Evet “Tek Türkiye” bütün Türkiye`ye tek yürek tek
ağız ve tek
kalp olma mesajını vermektedir. Türkiye`nin baş belası olan
terör meselesini kare kare ilk defa ekranlara taşımanın adıdır. “Tek Türkiye“, bütün dünyaya bu sırlı bölgede kurulan tezgahın ve bu tezgahta sergilenen oyunun perde arkasının kareleridir. “Tek Türkiye“ o bölgedeki, halkımızın gerçek, tertemiz, samimi yüzüdür, sözüdür ve özüdür. “Tek Türkiye“ PKK`nın, Hizbullah ve yandaşlarının bunların uzantılarının bugüne kadar yapılmamış deşifresidir. “Tek Türkiye” fedakar insanların herşeye rağmen oradaki insanımızla omuz omuza olduğunun en büyük emaresidir. “Tek Türkiye” askerimizin o bölgede yaşayan insanımızla kaynaşmasının belgesidir. “Tek Türkiye” o bölgede koyun postuna bürünmüş nice hainlerin ihbarcısıdır.
“Tek Türkiye”nin “Çok Türkiye” olamayacağını bir hikaye ile özetleyelim. Vücut uzuvları birgün kendi aralarında toplantı yaparlar. Hepsi
mide için çalıştıklarından şikayetçidirler. Onlara göre mide hiçbir iş yapmıyor ve onlar olmadan da hiçbir şey yapamazdı. Toplantı sonunda organlar bundan böyle midenin isteklerini yerine getirmeyecek ve mideye karşı boykot uygulayacaklardı. Göz, ben bundan böyle görmeyeceğim, eller, tutmayacağını, ağız yemeyeceğini, dişler çiğnemeyeceğini söyler, ayak adım atmayacağını haykırır. Hasılı topyekün bütün uzuvlar dediklerini yaptı ve mideyi boş bıraktılar. Ancak aradan çok bir
vakit geçmeden, gözler bulanmaya, eller titremeye, ağız kurumaya, ayaklar dermansız, dil uzamaya başlar. Dolayısıyla mide onlarsız hayatını sürdüremediği gibi onlar da midesiz yaşayamayacaktı. Ve sonra bütün uzuvlar tekrar toplanır ve derler ki, bizler aslında mideye çalışmakla birbirimize çalışıyormuşuz. Şayet biz bu birlikteliği devam ettirmezsek ve herkes üzerine düşen vazifeyi yapmazsa yaşamamız imkansızdır. Hasılı, demek ki herkes birbiri için çalışıyormuş. Evet kıssadan hisse, Türkiye mide gibidir. Herkes mideye çalışmakla, esasen kendilerine çalıştıklarını bilmelidirler.

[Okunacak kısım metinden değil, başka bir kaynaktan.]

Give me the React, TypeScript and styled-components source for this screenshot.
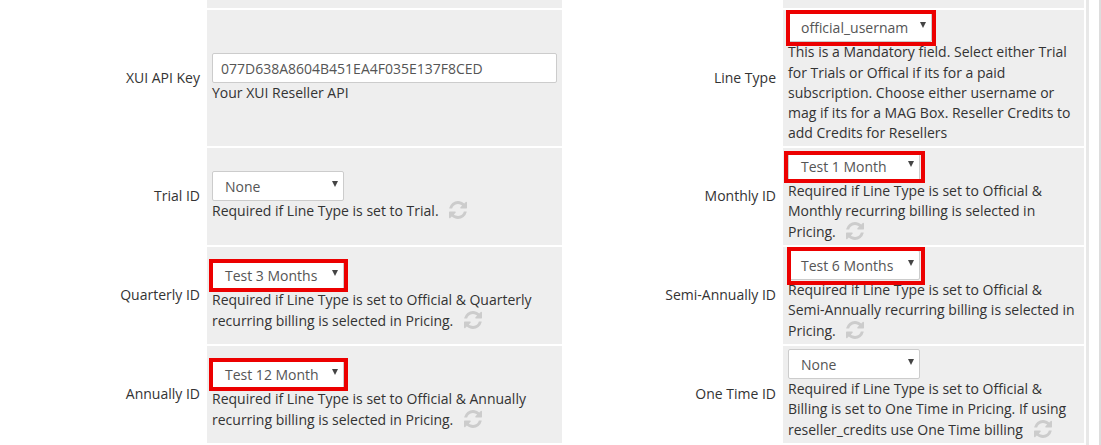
import React from "react";
import styled, { createGlobalStyle } from "styled-components";

const GlobalStyle = createGlobalStyle`
  html, body {
    margin: 0;
    padding: 0;
    height: 445px;
    overflow: hidden;
    background: #fff;
  }
  body {
    font-family: "Open Sans", "Liberation Sans", sans-serif;
    font-size: 14px;
    color: #333;
  }
`;

const Page = styled.div`
  width: 1101px;
  height: 454px;
  margin-top: -9px;
  display: flex;
  overflow: hidden;
`;

const Table = styled.div`
  display: grid;
  grid-template-columns: 207px 355px 221px 301px;
  grid-template-rows: 17px 136px 97px 97px 97px;
  row-gap: 2px;
`;

const Rail = styled.div`
  width: 3px;
  margin-left: 2px;
  background: #e8e8e8;
`;

const Edge = styled.div`
  width: 2px;
  margin-left: auto;
  background: #ddd;
`;

const Label = styled.div`
  display: flex;
  align-items: center;
  justify-content: flex-end;
  padding-right: 7px;
  padding-bottom: 1px;
  font-size: 14px;
  line-height: 20px;
`;

const Field = styled.div`
  background: #eee;
  padding: 0 5px;
  display: flex;
  flex-direction: column;
  justify-content: center;
  overflow: hidden;
`;

const Input = styled.div`
  box-sizing: border-box;
  width: 345px;
  height: 30px;
  margin-top: 1px;
  padding: 0 8px;
  background: #fff;
  border: 1px solid #ccc;
  border-radius: 2px;
  display: flex;
  align-items: center;
  font-size: 14px;
  color: #555;
`;

const SelectBox = styled.div<{ $width: number }>`
  box-sizing: border-box;
  width: ${(p) => p.$width}px;
  height: 30px;
  flex-shrink: 0;
  padding: 0 12px;
  background: #fff;
  border: 1px solid #ccc;
  border-radius: 2px;
  display: flex;
  align-items: center;
  justify-content: space-between;
  font-size: 14px;
  color: #555;
  white-space: nowrap;
  position: relative;
`;

// hand drawn red box lying over the select, every one has a slightly different size
const Mark = styled.span<{ $inset: string }>`
  position: absolute;
  inset: ${(p) => p.$inset};
  border: 4px solid #ec0000;
  pointer-events: none;
  z-index: 1;
`;

const Arrow = styled.span`
  width: 0;
  height: 0;
  margin-right: -7px;
  margin-top: -4px;
  border-left: 3px solid transparent;
  border-right: 3px solid transparent;
  border-top: 6px solid #444;
`;

const Help = styled.div`
  font-size: 14px;
  line-height: 20.3px;
  color: #333;
`;

const Spinner = styled.svg`
  width: 18px;
  height: 18px;
  margin-left: 7px;
  vertical-align: -3px;
  fill: #ccc;
`;

const Refresh = () => (
  <Spinner viewBox="0 0 1536 1536">
    <path d="M1511 928q0 5-1 7-64 268-268 434.500T764 1536q-146 0-282.500-55T238 1324l-129 129q-19 19-45 19t-45-19-19-45V960q0-26 19-45t45-19h448q26 0 45 19t19 45-19 45l-137 137q71 66 161 102t187 36q134 0 250-65t186-179q11-17 53-117 8-23 30-23h192q13 0 22.500 9.500t9.500 22.500zm25-800v448q0 26-19 45t-45 19h-448q-26 0-45-19t-19-45 19-45l138-138Q969 256 768 256q-134 0-250 65T332 500q-11 17-53 117-8 23-30 23H50q-13 0-22.500-9.500T18 608v-7q65-268 270-434.500T768 0q146 0 284 55.500T1297 212l130-129q19-19 45-19t45 19 19 45z" />
  </Spinner>
);

const Select = ({ value, width = 132, mark }: { value: string; width?: number; mark?: string }) => (
  <SelectBox $width={width}>
    <span>{value}</span>
    <Arrow />
    {mark && <Mark $inset={mark} />}
  </SelectBox>
);

export default function App() {
  return (
    <Page>
      <GlobalStyle />
      <Table>
        <Label />
        <Field />
        <Label />
        <Field />

        <Label>XUI API Key</Label>
        <Field>
          <Input>077D638A8604B451EA4F035E137F8CED</Input>
          <Help>Your XUI Reseller API</Help>
        </Field>
        <Label>Line Type</Label>
        <Field>
          <Select value="official_usernam" width={144} mark="-3px -5px -5px -3px" />
          <Help>
            This is a Mandatory field. Select either Trial for Trials or Offical if its for a paid
            subscription. Choose either username or mag if its for a MAG Box. Reseller Credits to
            add Credits for Resellers
          </Help>
        </Field>

        <Label>Trial ID</Label>
        <Field>
          <Select value="None" />
          <Help>
            Required if Line Type is set to Trial. <Refresh />
          </Help>
        </Field>
        <Label>Monthly ID</Label>
        <Field>
          <Select value="Test 1 Month" mark="-1px -6px -3px -5px" />
          <Help>
            Required if Line Type is set to Official &amp; Monthly recurring billing is selected in
            Pricing. <Refresh />
          </Help>
        </Field>

        <Label>Quarterly ID</Label>
        <Field>
          <Select value="Test 3 Months" mark="-2px -5px -3px -4px" />
          <Help>
            Required if Line Type is set to Official &amp; Quarterly recurring billing is selected
            in Pricing. <Refresh />
          </Help>
        </Field>
        <Label>Semi-Annually ID</Label>
        <Field>
          <Select value="Test 6 Months" mark="-4px -6px -6px -2px" />
          <Help>
            Required if Line Type is set to Official &amp; Semi-Annually recurring billing is
            selected in Pricing. <Refresh />
          </Help>
        </Field>

        <Label>Annually ID</Label>
        <Field>
          <Select value="Test 12 Month" mark="-2px -5px -3px -4px" />
          <Help>
            Required if Line Type is set to Official &amp; Annually recurring billing is selected
            in Pricing. <Refresh />
          </Help>
        </Field>
        <Label>One Time ID</Label>
        <Field>
          <Select value="None" />
          <Help>
            Required if Line Type is set to Official &amp; Billing is set to One Time in Pricing. If
            using reseller_credits use One Time billing <Refresh />
          </Help>
        </Field>
      </Table>
      <Rail />
      <Edge />
    </Page>
  );
}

Bütün bunlar bir tarafa, Türkiye gerçekten cumhuriyet tarihinden bu yana ilk defa “Tek Türkiye” olma yolunda bu kadar emin adımlarla ilerlemektedir. İlk defa bu denli bir birliktelik, kardeşlik ve muhabbetle şahlandı Türkiyem. Bu anlamda Samanyolu televizyonu işin lafazanlığından ziyade işin icrasını yaptı ve yapıyor. İşte bütün bu adımlar Samanyolu televizyonunu geleceğe taşıyor. Çünkü samanyolu gerçek Türkiye`yi kucaklıyor, kucaklaştırıyor ve hepsinden öte aynı ekran ve frekans karşısında buluşturuyor. Tebrik ediyor başarılarının devamını diliyorum.